What this task involves:
The listing below should be printed exactly, every line of it. Skip the pictures.

Source excerpt:

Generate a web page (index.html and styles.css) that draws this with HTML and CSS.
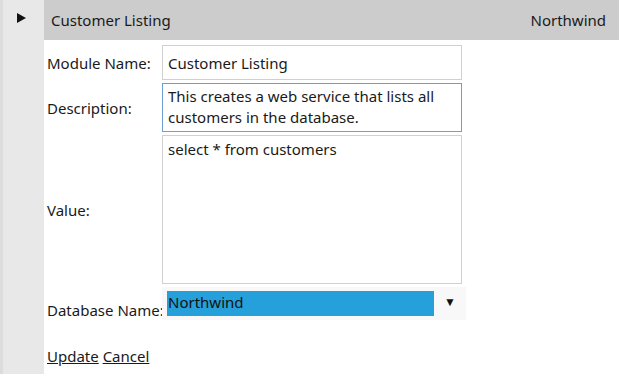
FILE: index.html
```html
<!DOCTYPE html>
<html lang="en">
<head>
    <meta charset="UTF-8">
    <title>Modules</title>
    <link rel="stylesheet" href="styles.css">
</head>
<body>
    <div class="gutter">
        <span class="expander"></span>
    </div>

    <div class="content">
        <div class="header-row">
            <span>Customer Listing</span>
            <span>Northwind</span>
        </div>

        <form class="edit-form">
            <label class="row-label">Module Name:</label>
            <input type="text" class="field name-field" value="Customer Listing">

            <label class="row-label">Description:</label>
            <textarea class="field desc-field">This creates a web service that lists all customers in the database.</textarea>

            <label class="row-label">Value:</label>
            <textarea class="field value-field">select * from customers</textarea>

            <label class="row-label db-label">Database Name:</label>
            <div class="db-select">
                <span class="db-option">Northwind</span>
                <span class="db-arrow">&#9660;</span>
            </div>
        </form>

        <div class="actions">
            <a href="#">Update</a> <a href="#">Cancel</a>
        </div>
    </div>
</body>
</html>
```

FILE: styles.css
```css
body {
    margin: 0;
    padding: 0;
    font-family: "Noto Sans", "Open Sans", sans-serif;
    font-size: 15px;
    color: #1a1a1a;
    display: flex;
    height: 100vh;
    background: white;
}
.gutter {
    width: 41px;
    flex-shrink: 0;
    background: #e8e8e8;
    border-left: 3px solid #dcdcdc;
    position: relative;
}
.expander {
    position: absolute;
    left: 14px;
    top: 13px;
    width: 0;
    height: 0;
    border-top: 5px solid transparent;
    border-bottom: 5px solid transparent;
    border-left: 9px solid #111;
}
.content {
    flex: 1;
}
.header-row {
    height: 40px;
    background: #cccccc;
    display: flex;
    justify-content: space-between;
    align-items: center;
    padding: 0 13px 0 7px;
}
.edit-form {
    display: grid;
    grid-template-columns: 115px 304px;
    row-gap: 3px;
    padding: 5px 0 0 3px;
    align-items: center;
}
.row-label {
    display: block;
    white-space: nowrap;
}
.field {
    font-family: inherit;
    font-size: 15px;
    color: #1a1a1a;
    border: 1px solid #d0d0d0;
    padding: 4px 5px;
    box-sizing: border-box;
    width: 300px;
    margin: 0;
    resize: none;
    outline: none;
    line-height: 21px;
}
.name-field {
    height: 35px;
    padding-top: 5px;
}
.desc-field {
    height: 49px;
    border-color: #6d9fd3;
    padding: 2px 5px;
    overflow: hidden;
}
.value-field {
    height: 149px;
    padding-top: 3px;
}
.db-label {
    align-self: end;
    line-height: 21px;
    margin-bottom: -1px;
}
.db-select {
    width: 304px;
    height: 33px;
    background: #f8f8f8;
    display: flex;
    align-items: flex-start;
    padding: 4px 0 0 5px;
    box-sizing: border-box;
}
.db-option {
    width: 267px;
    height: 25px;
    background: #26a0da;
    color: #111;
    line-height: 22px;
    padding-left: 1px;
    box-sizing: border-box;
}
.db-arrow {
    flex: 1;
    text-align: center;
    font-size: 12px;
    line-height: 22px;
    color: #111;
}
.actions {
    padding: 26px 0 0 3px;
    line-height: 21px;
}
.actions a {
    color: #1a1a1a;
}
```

Solution to the exercise:
Generate a web page (index.html and styles.css) that draws this with HTML and CSS.
FILE: index.html
```html
<!DOCTYPE html>
<html lang="en">
<head>
    <meta charset="UTF-8">
    <title>Modules</title>
    <link rel="stylesheet" href="styles.css">
</head>
<body>
    <div class="gutter">
        <span class="expander"></span>
    </div>

    <div class="content">
        <div class="header-row">
            <span>Customer Listing</span>
            <span>Northwind</span>
        </div>

        <form class="edit-form">
            <label class="row-label">Module Name:</label>
            <input type="text" class="field name-field" value="Customer Listing">

            <label class="row-label">Description:</label>
            <textarea class="field desc-field">This creates a web service that lists all customers in the database.</textarea>

            <label class="row-label">Value:</label>
            <textarea class="field value-field">select * from customers</textarea>

            <label class="row-label db-label">Database Name:</label>
            <div class="db-select">
                <span class="db-option">Northwind</span>
                <span class="db-arrow">&#9660;</span>
            </div>
        </form>

        <div class="actions">
            <a href="#">Update</a> <a href="#">Cancel</a>
        </div>
    </div>
</body>
</html>
```

FILE: styles.css
```css
body {
    margin: 0;
    padding: 0;
    font-family: "Noto Sans", "Open Sans", sans-serif;
    font-size: 15px;
    color: #1a1a1a;
    display: flex;
    height: 100vh;
    background: white;
}
.gutter {
    width: 41px;
    flex-shrink: 0;
    background: #e8e8e8;
    border-left: 3px solid #dcdcdc;
    position: relative;
}
.expander {
    position: absolute;
    left: 14px;
    top: 13px;
    width: 0;
    height: 0;
    border-top: 5px solid transparent;
    border-bottom: 5px solid transparent;
    border-left: 9px solid #111;
}
.content {
    flex: 1;
}
.header-row {
    height: 40px;
    background: #cccccc;
    display: flex;
    justify-content: space-between;
    align-items: center;
    padding: 0 13px 0 7px;
}
.edit-form {
    display: grid;
    grid-template-columns: 115px 304px;
    row-gap: 3px;
    padding: 5px 0 0 3px;
    align-items: center;
}
.row-label {
    display: block;
    white-space: nowrap;
}
.field {
    font-family: inherit;
    font-size: 15px;
    color: #1a1a1a;
    border: 1px solid #d0d0d0;
    padding: 4px 5px;
    box-sizing: border-box;
    width: 300px;
    margin: 0;
    resize: none;
    outline: none;
    line-height: 21px;
}
.name-field {
    height: 35px;
    padding-top: 5px;
}
.desc-field {
    height: 49px;
    border-color: #6d9fd3;
    padding: 2px 5px;
    overflow: hidden;
}
.value-field {
    height: 149px;
    padding-top: 3px;
}
.db-label {
    align-self: end;
    line-height: 21px;
    margin-bottom: -1px;
}
.db-select {
    width: 304px;
    height: 33px;
    background: #f8f8f8;
    display: flex;
    align-items: flex-start;
    padding: 4px 0 0 5px;
    box-sizing: border-box;
}
.db-option {
    width: 267px;
    height: 25px;
    background: #26a0da;
    color: #111;
    line-height: 22px;
    padding-left: 1px;
    box-sizing: border-box;
}
.db-arrow {
    flex: 1;
    text-align: center;
    font-size: 12px;
    line-height: 22px;
    color: #111;
}
.actions {
    padding: 26px 0 0 3px;
    line-height: 21px;
}
.actions a {
    color: #1a1a1a;
}
```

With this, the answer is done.